TO BE DONE:
Return each line of the data below exactly, omitting any pictures.

DATA EXTRACT:

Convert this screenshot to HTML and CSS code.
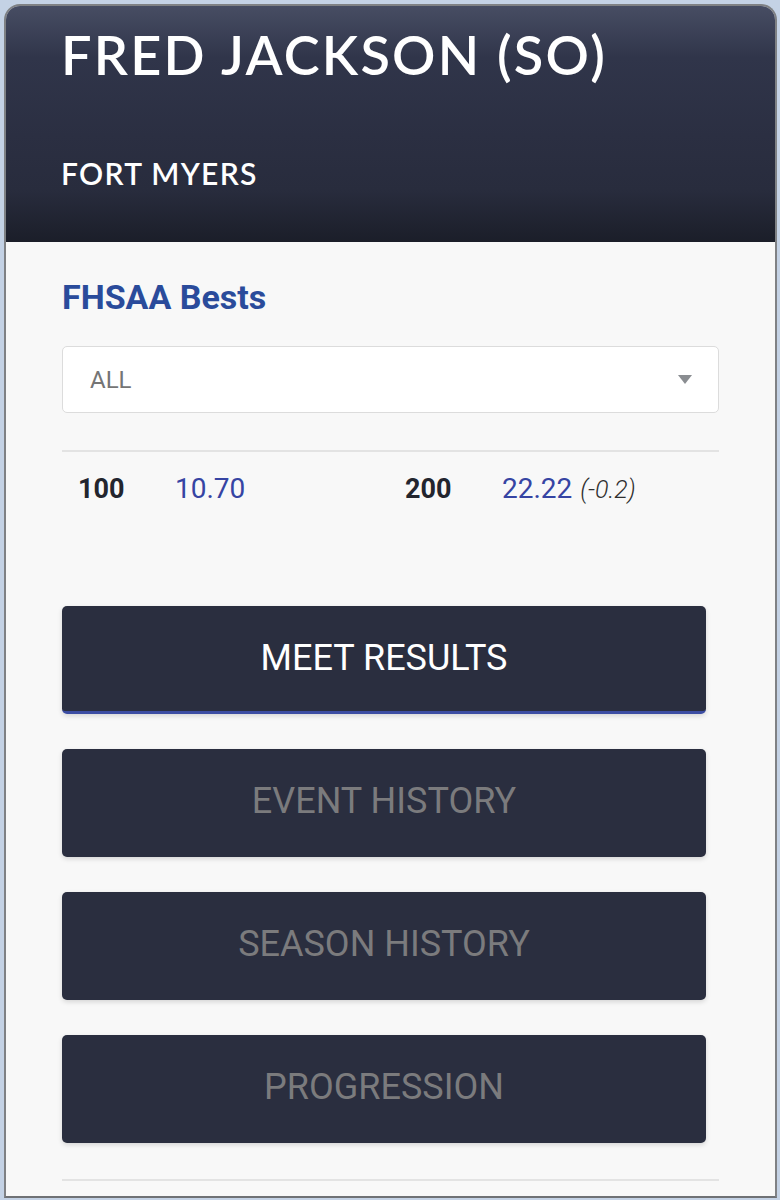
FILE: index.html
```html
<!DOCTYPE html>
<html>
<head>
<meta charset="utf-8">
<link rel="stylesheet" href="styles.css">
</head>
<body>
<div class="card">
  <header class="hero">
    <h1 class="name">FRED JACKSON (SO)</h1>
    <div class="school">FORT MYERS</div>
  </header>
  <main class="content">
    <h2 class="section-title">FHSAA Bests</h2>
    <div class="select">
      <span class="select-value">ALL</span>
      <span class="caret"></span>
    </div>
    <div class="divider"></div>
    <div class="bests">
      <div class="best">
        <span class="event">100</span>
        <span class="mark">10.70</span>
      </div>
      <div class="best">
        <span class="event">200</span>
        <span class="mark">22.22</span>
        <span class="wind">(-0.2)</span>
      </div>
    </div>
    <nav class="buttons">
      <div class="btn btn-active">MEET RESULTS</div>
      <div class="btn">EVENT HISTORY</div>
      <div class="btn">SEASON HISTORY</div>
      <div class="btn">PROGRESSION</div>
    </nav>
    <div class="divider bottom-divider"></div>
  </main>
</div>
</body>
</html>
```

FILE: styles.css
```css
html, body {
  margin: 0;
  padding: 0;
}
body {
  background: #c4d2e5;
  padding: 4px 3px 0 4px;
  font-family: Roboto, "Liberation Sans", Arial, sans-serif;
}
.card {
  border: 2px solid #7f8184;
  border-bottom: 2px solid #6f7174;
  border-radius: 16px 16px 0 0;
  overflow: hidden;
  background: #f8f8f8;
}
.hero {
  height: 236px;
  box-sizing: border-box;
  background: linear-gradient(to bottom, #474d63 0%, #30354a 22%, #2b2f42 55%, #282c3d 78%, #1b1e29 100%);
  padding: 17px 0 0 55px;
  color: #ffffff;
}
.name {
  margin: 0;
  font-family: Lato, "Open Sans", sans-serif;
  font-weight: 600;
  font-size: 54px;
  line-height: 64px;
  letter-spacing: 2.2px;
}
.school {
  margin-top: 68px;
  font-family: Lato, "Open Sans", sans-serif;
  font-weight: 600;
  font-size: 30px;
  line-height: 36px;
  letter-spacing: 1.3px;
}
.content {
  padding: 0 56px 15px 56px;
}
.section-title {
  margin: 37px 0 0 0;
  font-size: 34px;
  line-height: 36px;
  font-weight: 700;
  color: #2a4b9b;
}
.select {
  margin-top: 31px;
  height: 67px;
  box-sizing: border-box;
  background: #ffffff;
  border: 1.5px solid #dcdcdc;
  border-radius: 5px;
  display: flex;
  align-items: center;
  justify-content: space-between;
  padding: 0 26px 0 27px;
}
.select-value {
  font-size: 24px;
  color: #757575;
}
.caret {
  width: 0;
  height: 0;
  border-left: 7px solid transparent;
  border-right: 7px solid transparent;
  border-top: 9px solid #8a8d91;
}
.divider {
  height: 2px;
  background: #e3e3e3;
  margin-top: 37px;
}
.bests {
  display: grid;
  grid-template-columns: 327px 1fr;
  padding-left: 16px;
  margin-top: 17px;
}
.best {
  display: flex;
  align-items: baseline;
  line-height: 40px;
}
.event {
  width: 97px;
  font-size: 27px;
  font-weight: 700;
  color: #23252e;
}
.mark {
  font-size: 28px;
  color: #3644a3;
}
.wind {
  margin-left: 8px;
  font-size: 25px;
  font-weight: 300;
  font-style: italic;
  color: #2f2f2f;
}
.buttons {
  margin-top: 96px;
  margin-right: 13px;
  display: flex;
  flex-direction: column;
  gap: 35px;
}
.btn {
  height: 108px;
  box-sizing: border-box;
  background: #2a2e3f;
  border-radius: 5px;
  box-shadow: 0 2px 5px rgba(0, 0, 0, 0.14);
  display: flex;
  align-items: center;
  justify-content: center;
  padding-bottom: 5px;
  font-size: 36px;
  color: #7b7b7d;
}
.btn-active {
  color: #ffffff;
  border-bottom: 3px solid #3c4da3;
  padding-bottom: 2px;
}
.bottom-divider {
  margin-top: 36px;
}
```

IN RESPONSE:
Convert this screenshot to HTML and CSS code.
FILE: index.html
```html
<!DOCTYPE html>
<html>
<head>
<meta charset="utf-8">
<link rel="stylesheet" href="styles.css">
</head>
<body>
<div class="card">
  <header class="hero">
    <h1 class="name">FRED JACKSON (SO)</h1>
    <div class="school">FORT MYERS</div>
  </header>
  <main class="content">
    <h2 class="section-title">FHSAA Bests</h2>
    <div class="select">
      <span class="select-value">ALL</span>
      <span class="caret"></span>
    </div>
    <div class="divider"></div>
    <div class="bests">
      <div class="best">
        <span class="event">100</span>
        <span class="mark">10.70</span>
      </div>
      <div class="best">
        <span class="event">200</span>
        <span class="mark">22.22</span>
        <span class="wind">(-0.2)</span>
      </div>
    </div>
    <nav class="buttons">
      <div class="btn btn-active">MEET RESULTS</div>
      <div class="btn">EVENT HISTORY</div>
      <div class="btn">SEASON HISTORY</div>
      <div class="btn">PROGRESSION</div>
    </nav>
    <div class="divider bottom-divider"></div>
  </main>
</div>
</body>
</html>
```

FILE: styles.css
```css
html, body {
  margin: 0;
  padding: 0;
}
body {
  background: #c4d2e5;
  padding: 4px 3px 0 4px;
  font-family: Roboto, "Liberation Sans", Arial, sans-serif;
}
.card {
  border: 2px solid #7f8184;
  border-bottom: 2px solid #6f7174;
  border-radius: 16px 16px 0 0;
  overflow: hidden;
  background: #f8f8f8;
}
.hero {
  height: 236px;
  box-sizing: border-box;
  background: linear-gradient(to bottom, #474d63 0%, #30354a 22%, #2b2f42 55%, #282c3d 78%, #1b1e29 100%);
  padding: 17px 0 0 55px;
  color: #ffffff;
}
.name {
  margin: 0;
  font-family: Lato, "Open Sans", sans-serif;
  font-weight: 600;
  font-size: 54px;
  line-height: 64px;
  letter-spacing: 2.2px;
}
.school {
  margin-top: 68px;
  font-family: Lato, "Open Sans", sans-serif;
  font-weight: 600;
  font-size: 30px;
  line-height: 36px;
  letter-spacing: 1.3px;
}
.content {
  padding: 0 56px 15px 56px;
}
.section-title {
  margin: 37px 0 0 0;
  font-size: 34px;
  line-height: 36px;
  font-weight: 700;
  color: #2a4b9b;
}
.select {
  margin-top: 31px;
  height: 67px;
  box-sizing: border-box;
  background: #ffffff;
  border: 1.5px solid #dcdcdc;
  border-radius: 5px;
  display: flex;
  align-items: center;
  justify-content: space-between;
  padding: 0 26px 0 27px;
}
.select-value {
  font-size: 24px;
  color: #757575;
}
.caret {
  width: 0;
  height: 0;
  border-left: 7px solid transparent;
  border-right: 7px solid transparent;
  border-top: 9px solid #8a8d91;
}
.divider {
  height: 2px;
  background: #e3e3e3;
  margin-top: 37px;
}
.bests {
  display: grid;
  grid-template-columns: 327px 1fr;
  padding-left: 16px;
  margin-top: 17px;
}
.best {
  display: flex;
  align-items: baseline;
  line-height: 40px;
}
.event {
  width: 97px;
  font-size: 27px;
  font-weight: 700;
  color: #23252e;
}
.mark {
  font-size: 28px;
  color: #3644a3;
}
.wind {
  margin-left: 8px;
  font-size: 25px;
  font-weight: 300;
  font-style: italic;
  color: #2f2f2f;
}
.buttons {
  margin-top: 96px;
  margin-right: 13px;
  display: flex;
  flex-direction: column;
  gap: 35px;
}
.btn {
  height: 108px;
  box-sizing: border-box;
  background: #2a2e3f;
  border-radius: 5px;
  box-shadow: 0 2px 5px rgba(0, 0, 0, 0.14);
  display: flex;
  align-items: center;
  justify-content: center;
  padding-bottom: 5px;
  font-size: 36px;
  color: #7b7b7d;
}
.btn-active {
  color: #ffffff;
  border-bottom: 3px solid #3c4da3;
  padding-bottom: 2px;
}
.bottom-divider {
  margin-top: 36px;
}
```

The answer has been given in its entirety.